◆ **PROBLEM TO SOLVE**: Copy out the material below in full, but not its images.

◆ **INFORMATION SHOWN**:
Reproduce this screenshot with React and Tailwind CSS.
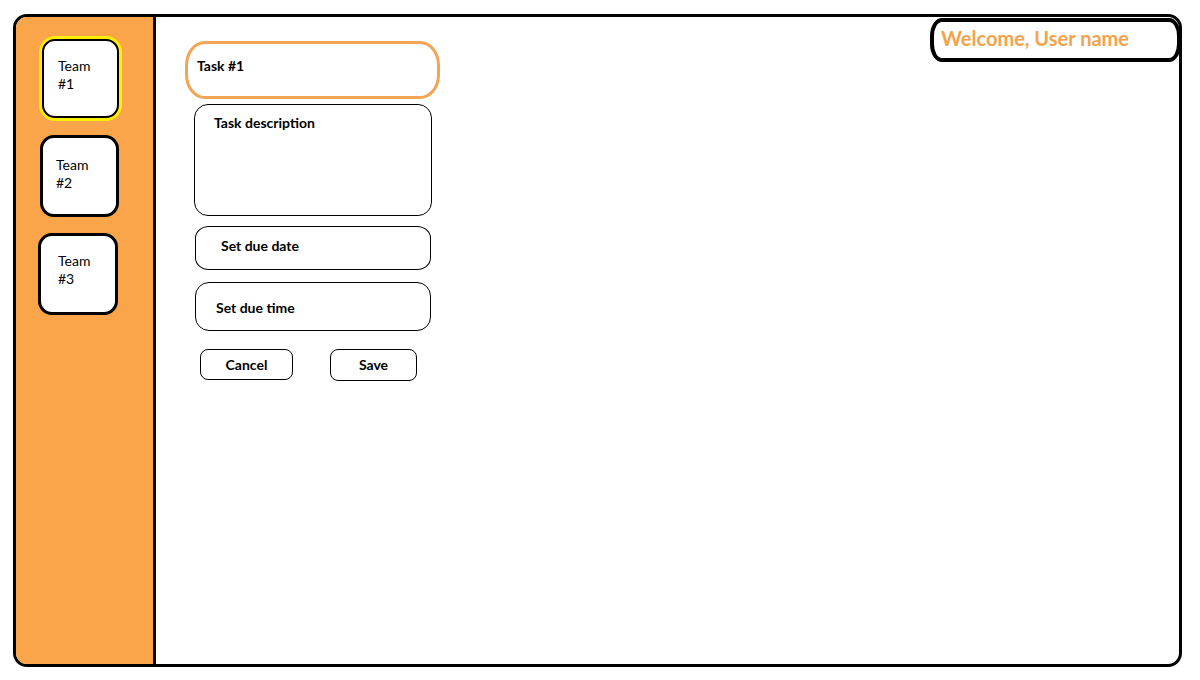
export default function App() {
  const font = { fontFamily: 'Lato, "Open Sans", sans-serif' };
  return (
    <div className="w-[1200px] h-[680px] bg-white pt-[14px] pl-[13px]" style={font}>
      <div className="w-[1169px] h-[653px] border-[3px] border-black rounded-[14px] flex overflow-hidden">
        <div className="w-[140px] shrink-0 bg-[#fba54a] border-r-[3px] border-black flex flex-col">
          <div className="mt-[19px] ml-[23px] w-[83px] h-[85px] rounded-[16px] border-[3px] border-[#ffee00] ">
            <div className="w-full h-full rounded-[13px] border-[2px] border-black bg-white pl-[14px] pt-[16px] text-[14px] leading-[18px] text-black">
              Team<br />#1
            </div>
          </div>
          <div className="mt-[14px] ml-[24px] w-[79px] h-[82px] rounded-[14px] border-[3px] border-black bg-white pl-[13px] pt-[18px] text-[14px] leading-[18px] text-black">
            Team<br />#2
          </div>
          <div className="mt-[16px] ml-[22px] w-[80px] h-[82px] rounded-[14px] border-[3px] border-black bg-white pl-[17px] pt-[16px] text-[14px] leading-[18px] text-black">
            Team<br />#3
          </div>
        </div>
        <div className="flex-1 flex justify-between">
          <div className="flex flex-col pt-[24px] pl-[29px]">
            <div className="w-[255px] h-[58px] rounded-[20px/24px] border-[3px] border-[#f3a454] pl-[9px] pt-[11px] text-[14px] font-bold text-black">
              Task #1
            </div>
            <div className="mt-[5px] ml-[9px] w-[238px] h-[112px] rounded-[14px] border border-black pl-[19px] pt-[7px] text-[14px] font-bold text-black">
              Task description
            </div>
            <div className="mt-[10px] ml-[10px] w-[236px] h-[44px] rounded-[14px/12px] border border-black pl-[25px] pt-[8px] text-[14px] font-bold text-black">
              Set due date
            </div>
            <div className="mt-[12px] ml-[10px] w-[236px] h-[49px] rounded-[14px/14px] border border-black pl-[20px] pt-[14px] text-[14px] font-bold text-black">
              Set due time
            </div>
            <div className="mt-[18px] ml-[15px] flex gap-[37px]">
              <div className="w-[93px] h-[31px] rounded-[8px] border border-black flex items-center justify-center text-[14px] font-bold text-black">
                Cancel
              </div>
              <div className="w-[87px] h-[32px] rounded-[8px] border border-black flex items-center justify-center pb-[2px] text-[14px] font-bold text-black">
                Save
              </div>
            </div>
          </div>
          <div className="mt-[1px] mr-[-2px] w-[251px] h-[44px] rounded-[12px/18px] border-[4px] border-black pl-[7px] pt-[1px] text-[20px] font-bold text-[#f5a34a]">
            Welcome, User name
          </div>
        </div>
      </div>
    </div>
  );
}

◆ **EXERCISE RESULT**:
Reproduce this screenshot with React and Tailwind CSS.
export default function App() {
  const font = { fontFamily: 'Lato, "Open Sans", sans-serif' };
  return (
    <div className="w-[1200px] h-[680px] bg-white pt-[14px] pl-[13px]" style={font}>
      <div className="w-[1169px] h-[653px] border-[3px] border-black rounded-[14px] flex overflow-hidden">
        <div className="w-[140px] shrink-0 bg-[#fba54a] border-r-[3px] border-black flex flex-col">
          <div className="mt-[19px] ml-[23px] w-[83px] h-[85px] rounded-[16px] border-[3px] border-[#ffee00] ">
            <div className="w-full h-full rounded-[13px] border-[2px] border-black bg-white pl-[14px] pt-[16px] text-[14px] leading-[18px] text-black">
              Team<br />#1
            </div>
          </div>
          <div className="mt-[14px] ml-[24px] w-[79px] h-[82px] rounded-[14px] border-[3px] border-black bg-white pl-[13px] pt-[18px] text-[14px] leading-[18px] text-black">
            Team<br />#2
          </div>
          <div className="mt-[16px] ml-[22px] w-[80px] h-[82px] rounded-[14px] border-[3px] border-black bg-white pl-[17px] pt-[16px] text-[14px] leading-[18px] text-black">
            Team<br />#3
          </div>
        </div>
        <div className="flex-1 flex justify-between">
          <div className="flex flex-col pt-[24px] pl-[29px]">
            <div className="w-[255px] h-[58px] rounded-[20px/24px] border-[3px] border-[#f3a454] pl-[9px] pt-[11px] text-[14px] font-bold text-black">
              Task #1
            </div>
            <div className="mt-[5px] ml-[9px] w-[238px] h-[112px] rounded-[14px] border border-black pl-[19px] pt-[7px] text-[14px] font-bold text-black">
              Task description
            </div>
            <div className="mt-[10px] ml-[10px] w-[236px] h-[44px] rounded-[14px/12px] border border-black pl-[25px] pt-[8px] text-[14px] font-bold text-black">
              Set due date
            </div>
            <div className="mt-[12px] ml-[10px] w-[236px] h-[49px] rounded-[14px/14px] border border-black pl-[20px] pt-[14px] text-[14px] font-bold text-black">
              Set due time
            </div>
            <div className="mt-[18px] ml-[15px] flex gap-[37px]">
              <div className="w-[93px] h-[31px] rounded-[8px] border border-black flex items-center justify-center text-[14px] font-bold text-black">
                Cancel
              </div>
              <div className="w-[87px] h-[32px] rounded-[8px] border border-black flex items-center justify-center pb-[2px] text-[14px] font-bold text-black">
                Save
              </div>
            </div>
          </div>
          <div className="mt-[1px] mr-[-2px] w-[251px] h-[44px] rounded-[12px/18px] border-[4px] border-black pl-[7px] pt-[1px] text-[20px] font-bold text-[#f5a34a]">
            Welcome, User name
          </div>
        </div>
      </div>
    </div>
  );
}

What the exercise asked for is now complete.